Explained: Superconductivity

• About a year ago, two scientists from IISc Bangalore had observed superconductivity at room temperature, in a new composite material made of gold and silver.
• If the claimed discovery is confirmed, it could be one of the biggest breakthroughs in physics in this century so far.

Silver embedded gold matrix

• The material that exhibited superconductivity is in the form of nanosized films and pellets made of silver nanoparticles embedded in a gold matrix.
• Interestingly, silver and gold independently do not exhibit superconductivity.

What is Superconductivity?

• Electricity is essentially the movement of free electrons in a conducting material like copper.
• While the movement of electrons is in one particular direction, it is random and haphazard.
• They frequently collide with one another, and with other particles in the material, thus offering resistance to the flow of current.
• The picture is similar to one of messy traffic in a congested urban area. In the process, a lot of electrical energy is lost as heat.

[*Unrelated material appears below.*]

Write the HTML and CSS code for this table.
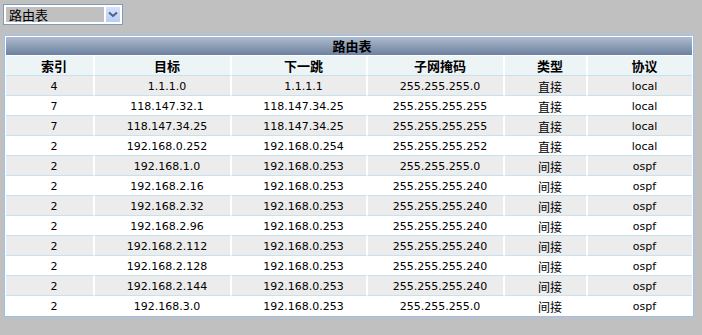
FILE: index.html
```html
<!DOCTYPE html>
<html lang="zh-CN">
<head>
<meta charset="utf-8">
<title>路由表</title>
<link rel="stylesheet" href="styles.css">
</head>
<body>
<div class="select">
  <span class="select-value">路由表</span>
  <span class="select-btn">
    <svg width="10" height="7" viewBox="0 0 10 7"><path d="M1 1.5 L5 5 L9 1.5" fill="none" stroke="#4d6185" stroke-width="2"/></svg>
  </span>
</div>
<div class="panel">
  <table class="routes">
    <colgroup>
      <col class="c1"><col class="c2"><col class="c3"><col class="c4"><col class="c5"><col class="c6">
    </colgroup>
    <thead>
      <tr><th colspan="6" class="title">路由表</th></tr>
      <tr class="cols"><th>索引</th><th>目标</th><th>下一跳</th><th>子网掩码</th><th>类型</th><th>协议</th></tr>
    </thead>
    <tbody>
      <tr><td>4</td><td>1.1.1.0</td><td>1.1.1.1</td><td>255.255.255.0</td><td class="zh">直接</td><td>local</td></tr>
      <tr><td>7</td><td>118.147.32.1</td><td>118.147.34.25</td><td>255.255.255.255</td><td class="zh">直接</td><td>local</td></tr>
      <tr><td>7</td><td>118.147.34.25</td><td>118.147.34.25</td><td>255.255.255.255</td><td class="zh">直接</td><td>local</td></tr>
      <tr><td>2</td><td>192.168.0.252</td><td>192.168.0.254</td><td>255.255.255.252</td><td class="zh">直接</td><td>local</td></tr>
      <tr><td>2</td><td>192.168.1.0</td><td>192.168.0.253</td><td>255.255.255.0</td><td class="zh">间接</td><td>ospf</td></tr>
      <tr><td>2</td><td>192.168.2.16</td><td>192.168.0.253</td><td>255.255.255.240</td><td class="zh">间接</td><td>ospf</td></tr>
      <tr><td>2</td><td>192.168.2.32</td><td>192.168.0.253</td><td>255.255.255.240</td><td class="zh">间接</td><td>ospf</td></tr>
      <tr><td>2</td><td>192.168.2.96</td><td>192.168.0.253</td><td>255.255.255.240</td><td class="zh">间接</td><td>ospf</td></tr>
      <tr><td>2</td><td>192.168.2.112</td><td>192.168.0.253</td><td>255.255.255.240</td><td class="zh">间接</td><td>ospf</td></tr>
      <tr><td>2</td><td>192.168.2.128</td><td>192.168.0.253</td><td>255.255.255.240</td><td class="zh">间接</td><td>ospf</td></tr>
      <tr><td>2</td><td>192.168.2.144</td><td>192.168.0.253</td><td>255.255.255.240</td><td class="zh">间接</td><td>ospf</td></tr>
      <tr><td>2</td><td>192.168.3.0</td><td>192.168.0.253</td><td>255.255.255.0</td><td class="zh">间接</td><td>ospf</td></tr>
    </tbody>
  </table>
</div>
</body>
</html>
```
FILE: styles.css
```css
html, body {
  margin: 0;
  background: #c0c0c0;
}
body {
  padding: 4px 0 0 3px;
  font-family: "DejaVu Sans", "Noto Sans CJK SC", sans-serif;
  font-size: 11px;
  color: #000;
}
.select {
  box-sizing: border-box;
  width: 120px;
  height: 21px;
  border: 1px solid #7f9db9;
  background: #fff;
  padding: 2px;
  display: flex;
  gap: 2px;
}
.select-value {
  flex: 1;
  background: #c0c0c0;
  font-family: "Noto Sans CJK SC", sans-serif;
  font-size: 13px;
  line-height: 15px;
  padding-left: 3px;
  color: #000;
}
.select-btn {
  width: 14px;
  background: linear-gradient(#d6e2fb, #b9cdf5);
  display: flex;
  align-items: center;
  justify-content: center;
}
.panel {
  margin: 10px 0 0 1px;
  border: 1px solid #9ac0ee;
  background: #fff;
  padding: 1px;
  box-sizing: border-box;
  width: 690px;
}
.routes {
  width: 686px;
  border-collapse: separate;
  border-spacing: 0;
  table-layout: fixed;
}
.c1 { width: 89px; }
.c2 { width: 137px; }
.c3 { width: 136px; }
.c4 { width: 137px; }
.c5 { width: 83px; }
.c6 { width: 104px; }
.title {
  height: 18px;
  padding: 0 0 0 6px;
  background: linear-gradient(#adbbcd, #6c819f);
  font-family: "Noto Sans CJK SC", sans-serif;
  font-size: 13px;
  font-weight: bold;
  color: #000;
  line-height: 18px;
  border-bottom: 1px solid #fff;
}
.cols th {
  height: 19px;
  padding: 0 0 0 9px;
  background: #edf4f6;
  font-family: "Noto Sans CJK SC", sans-serif;
  font-size: 13px;
  font-weight: bold;
  color: #000;
  line-height: 19px;
  border-bottom: 1px solid #c6e2ee;
  border-right: 2px solid #fff;
}
.cols th:last-child, .routes td:last-child {
  border-right: none;
}
.routes td {
  height: 17px;
  padding: 2px 0 0 9px;
  text-align: center;
  line-height: 17px;
  border-bottom: 1px solid #c6e2ee;
  border-right: 2px solid #fff;
  white-space: nowrap;
}
.routes tbody tr:nth-child(odd) td {
  background: #ececec;
}
.routes tbody tr:nth-child(even) td {
  background: #fff;
}
.routes tbody tr:last-child td {
  border-bottom: none;
}
.zh {
  font-family: "Noto Sans CJK SC", sans-serif;
  font-size: 12px;
}
```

Resistance is a measurable quantity, which varies with the material.
• Superconductivity is a state in which a material shows absolutely zero electrical resistance.
• While resistance is a property that restricts the flow of electricity, superconductivity allows unhindered flow.
• It is a phenomenon that, so far, has been possible only at extremely low temperatures, in the range of 100°C below zero.

A phenomenon of zero resistance

• The search for a material that exhibits superconductivity at room temperature, or at least manageable low temperatures, has been going on for decades, without success.
• In a superconducting state, however, the material offers no resistance at all.
• All the electrons align themselves in a particular direction, and move without any obstruction in a “coherent” manner.
• It is akin to vehicles moving in an orderly fashion on a superhighway.
• Because of zero resistance, superconducting materials can save huge amounts of energy, and be used to make highly efficient electrical appliances.

Why is superconductivity difficult to achieve?

• The problem is that superconductivity, ever since it was first discovered in 1911, has only been observed at very low temperatures, somewhere close to what is called absolute zero (0°K or -273.15°C).
• In recent years, scientists have been able to find superconductive materials at temperatures that are higher than absolute zero.
• But in most cases, these temperatures are still below -100°C and the pressures required are extreme.
• Creating such extreme conditions of temperature and pressure is a difficult task.
• Therefore, the applications of superconducting materials have remained limited as of now.